I concluded my arguments by an epitome of most of the propositions I desired to affirm which are comprised in eight propositions. To these I refer as the substance of most of my very long observations.

What I said appears in the China Mail, and Daily Press, but I think the latter on the whole is more exact.

The matters discussed are important.
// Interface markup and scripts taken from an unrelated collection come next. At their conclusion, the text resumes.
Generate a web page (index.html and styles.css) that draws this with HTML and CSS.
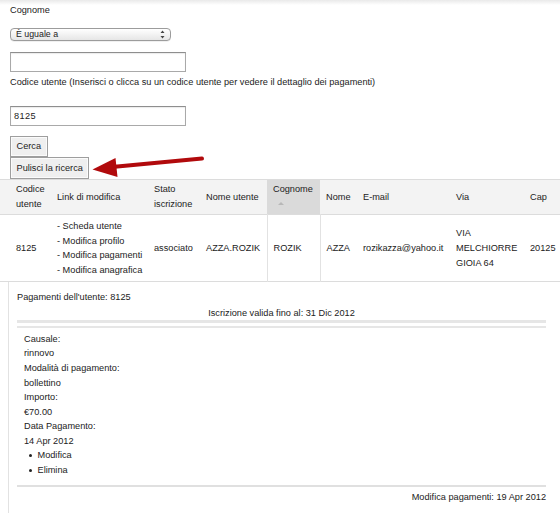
FILE: index.html
```html
<!DOCTYPE html>
<html lang="it">
<head>
<meta charset="utf-8">
<title>Ricerca utenti</title>
<link rel="stylesheet" href="styles.css">
</head>
<body>
<form class="search">
  <div class="label">Cognome</div>
  <div class="select">
    <span>È uguale a</span>
    <svg class="updown" width="5" height="9" viewBox="0 0 5 9"><path d="M2.5 0.5 L4.5 3 L0.5 3 Z M0.5 6 L4.5 6 L2.5 8.5 Z" fill="#444"/></svg>
  </div>
  <input class="field" type="text" value="">
  <div class="label l2">Codice utente (Inserisci o clicca su un codice utente per vedere il dettaglio dei pagamenti)</div>
  <input class="field f2" type="text" value="8125">
  <div class="buttons">
    <button type="button" class="btn">Cerca</button>
    <button type="button" class="btn">Pulisci la ricerca</button>
  </div>
</form>

<table class="results">
  <colgroup>
    <col class="c1"><col class="c2"><col class="c3"><col class="c4"><col class="c5"><col class="c6"><col class="c7"><col class="c8"><col class="c9">
  </colgroup>
  <thead>
    <tr>
      <th class="first">Codice<br>utente</th>
      <th>Link di modifica</th>
      <th>Stato<br>iscrizione</th>
      <th>Nome utente</th>
      <th class="sorted"><span>Cognome</span><span class="tri"></span></th>
      <th>Nome</th>
      <th>E-mail</th>
      <th>Via</th>
      <th>Cap</th>
    </tr>
  </thead>
  <tbody>
    <tr>
      <td class="first">8125</td>
      <td>
        <ul class="links">
          <li>- Scheda utente</li>
          <li>- Modifica profilo</li>
          <li>- Modifica pagamenti</li>
          <li>- Modifica anagrafica</li>
        </ul>
      </td>
      <td>associato</td>
      <td>AZZA.ROZIK</td>
      <td class="sortcol">ROZIK</td>
      <td>AZZA</td>
      <td>rozikazza@yahoo.it</td>
      <td>VIA<br>MELCHIORRE<br>GIOIA 64</td>
      <td>20125</td>
    </tr>
  </tbody>
</table>

<div class="payments">
  <div class="pline">Pagamenti dell'utente: 8125</div>
  <div class="valid">Iscrizione valida fino al: 31 Dic 2012</div>
  <div class="dbl"></div>
  <div class="entry">
    <div>Causale:</div>
    <div>rinnovo</div>
    <div>Modalità di pagamento:</div>
    <div>bollettino</div>
    <div>Importo:</div>
    <div>€70.00</div>
    <div>Data Pagamento:</div>
    <div>14 Apr 2012</div>
    <ul class="actions">
      <li>Modifica</li>
      <li>Elimina</li>
    </ul>
  </div>
  <div class="foot">Modifica pagamenti: 19 Apr 2012</div>
</div>

<svg class="arrow" width="560" height="513" viewBox="0 0 560 513">
  <line x1="112" y1="167" x2="202" y2="158.6" stroke="#b10a0c" stroke-width="4" stroke-linecap="round"/>
  <polygon points="92.5,169.5 115.5,158 117.5,177" fill="#b10a0c"/>
</svg>
</body>
</html>
```

FILE: styles.css
```css
html, body {
  margin: 0;
  padding: 0;
  overflow: hidden;
}
body {
  position: relative;
  width: 560px;
  height: 513px;
  font-family: "Liberation Sans", Arial, sans-serif;
  font-size: 9.2px;
  line-height: 14.6px;
  color: #222;
  background: linear-gradient(#e9e9e9 0, #ffffff 5px) no-repeat #fff;
}
.search {
  margin: 0;
  padding: 3px 0 0 10px;
}
.label {
  height: 15px;
}
.l2 {
  margin-top: 3px;
}
.select {
  margin-top: 10px;
  box-sizing: border-box;
  width: 161px;
  height: 13px;
  border: 1px solid #9c9c9c;
  border-radius: 4px;
  background: linear-gradient(#ffffff, #e6e6e6);
  box-shadow: 0 0.5px 0.5px rgba(0,0,0,0.12);
  display: flex;
  align-items: center;
  justify-content: space-between;
  padding: 0 5px 0 5px;
  line-height: 11px;
  font-size: 8.8px;
}
.updown {
  display: block;
}
.field {
  display: block;
  box-sizing: border-box;
  width: 176px;
  height: 20.5px;
  margin: 10.5px 0 0 0;
  padding: 0 3px;
  border: 1px solid #a9a9a9;
  border-top-color: #8e8e8e;
  box-shadow: inset 0 1px 1px rgba(0,0,0,0.08);
  font-family: "Liberation Sans", Arial, sans-serif;
  font-size: 9.2px;
  letter-spacing: 0.4px;
  color: #222;
  background: #fff;
  outline: none;
}
.f2 {
  margin-top: 15.5px;
}
.buttons {
  margin-top: 9.5px;
  display: flex;
  flex-direction: column;
  align-items: flex-start;
}
.btn {
  box-sizing: border-box;
  height: 21.6px;
  margin: 0;
  padding: 0 5.5px;
  border: 1px solid #9e9e9e;
  box-shadow: inset 0 0 0 1px #fbfbfb;
  background: #efefef;
  font-family: "Liberation Sans", Arial, sans-serif;
  font-size: 9.2px;
  color: #222;
  border-radius: 0;
}
.results {
  width: 560px;
  table-layout: fixed;
  border-collapse: collapse;
  margin-top: 0;
}
.c1 { width: 50px; }
.c2 { width: 98px; }
.c3 { width: 52px; }
.c4 { width: 67px; }
.c5 { width: 53px; }
.c6 { width: 37px; }
.c7 { width: 93px; }
.c8 { width: 74px; }
.c9 { width: 36px; }
.results thead tr {
  background: #f3f3f3;
  border-top: 1px solid #dcdcdc;
  border-bottom: 1px solid #dcdcdc;
}
.results th {
  font-weight: normal;
  text-align: left;
  vertical-align: middle;
  padding: 2.8px 2px 2.8px 6px;
  color: #222;
}
.results th.first, .results td.first {
  padding-left: 16px;
}
.results th:nth-child(2) {
  padding-left: 7px;
}
.results td:nth-child(2) {
  padding-left: 7px;
}
.results th.sorted {
  background: #dadada;
  vertical-align: top;
}
.sorted span {
  display: block;
}
.tri {
  width: 0;
  height: 0;
  margin: 5px 0 0 5px;
  border-left: 3.5px solid transparent;
  border-right: 3.5px solid transparent;
  border-bottom: 3.5px solid #b8b8b8;
}
.results tbody tr {
  border-bottom: 1px solid #dcdcdc;
}
.results td {
  padding: 3.6px 2px 3.6px 6px;
  vertical-align: middle;
  white-space: nowrap;
}
.results td.sortcol {
  border-left: 1px solid #e2e2e2;
  border-right: 1px solid #e2e2e2;
}
.links {
  list-style: none;
  margin: 0;
  padding: 0;
}
.payments {
  margin-left: 8px;
  border-left: 1px solid #e2e2e2;
  padding: 7.5px 14px 0 8px;
  height: 240px;
}
.valid {
  text-align: center;
  margin-top: 1.5px;
}
.dbl {
  height: 3px;
  border-top: 3px solid #e6e6e6;
  border-bottom: 2px solid #e6e6e6;
  margin-top: 0;
}
.entry {
  padding: 3.5px 0 7px 7px;
}
.actions {
  list-style: none;
  margin: 0;
  padding: 0 0 0 5px;
}
.actions li {
  position: relative;
  padding-left: 8.5px;
}
.actions li::before {
  content: "";
  position: absolute;
  left: 0;
  top: 6px;
  width: 3px;
  height: 3px;
  border-radius: 50%;
  background: #222;
}
.foot {
  border-top: 2px solid #e0e0e0;
  text-align: right;
  padding-top: 3px;
}
.arrow {
  position: absolute;
  left: 0;
  top: 0;
  pointer-events: none;
}
```
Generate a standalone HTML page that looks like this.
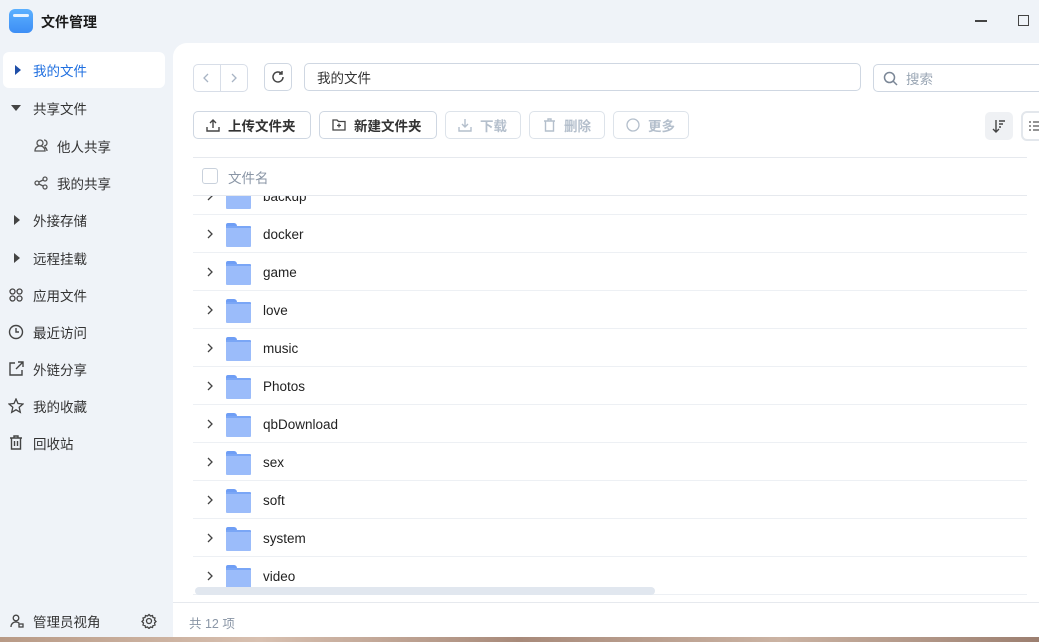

I have expressed my views on them with the earnestness they excited in my mind.

I should be going beyond my proper province to say more than that I am at the service of His Excellency the Governor as to the serious questions which may arise.

The Honourable W. H. MARSH,
Colonial Secretary,
&c.,
&c.

I have, &c.,
(Signed,)
JOHN SMALE, Chief Justice.

MINUTE BY HIS EXCELLENCY THE GOVERNOR.

To the Acting Attorney-General, for his observations.

No. 1217.
J. POPE HENNESSY. 9th October, 1879.

MINUTE BY THE ACTING ATTORNEY GENERAL.

Read.
J. R.

THE COLONIAL SECRETARY TO CHIEF JUSTICE.

COLONIAL SECRETARY'S OFFICE,
HONGKONG, 9th October, 1879.

SIR,--I am directed by His Excellency the Governor to acknowledge the receipt of Your Honour's letter of the 8th instant, calling His Excellency's attention to the observations Your Honour made in sentencing certain prisoners convicted of kidnapping and detaining children for sale at the recent Sessions, and I am to convey to Your Honour His Excellency's best thanks for placing your great experience and knowledge at the Governor's service in this matter.

I have, &c.,
(Signed,)
W. H. MARSH,
Colonial Secretary.

The Honourable Sir JOHN SMALE,
Chief Justice, &c.,
&c.

I cannot understand why such classes should as classes increase in this Colony at all, unless it be that (in addition to the Chinese demand for domestic servants and brothels) there be an increased foreign element increasing the demand.

I fear that a high premium is obtained by persons who kidnap girls in the high prices which they realize on sale to foreigners as kept women.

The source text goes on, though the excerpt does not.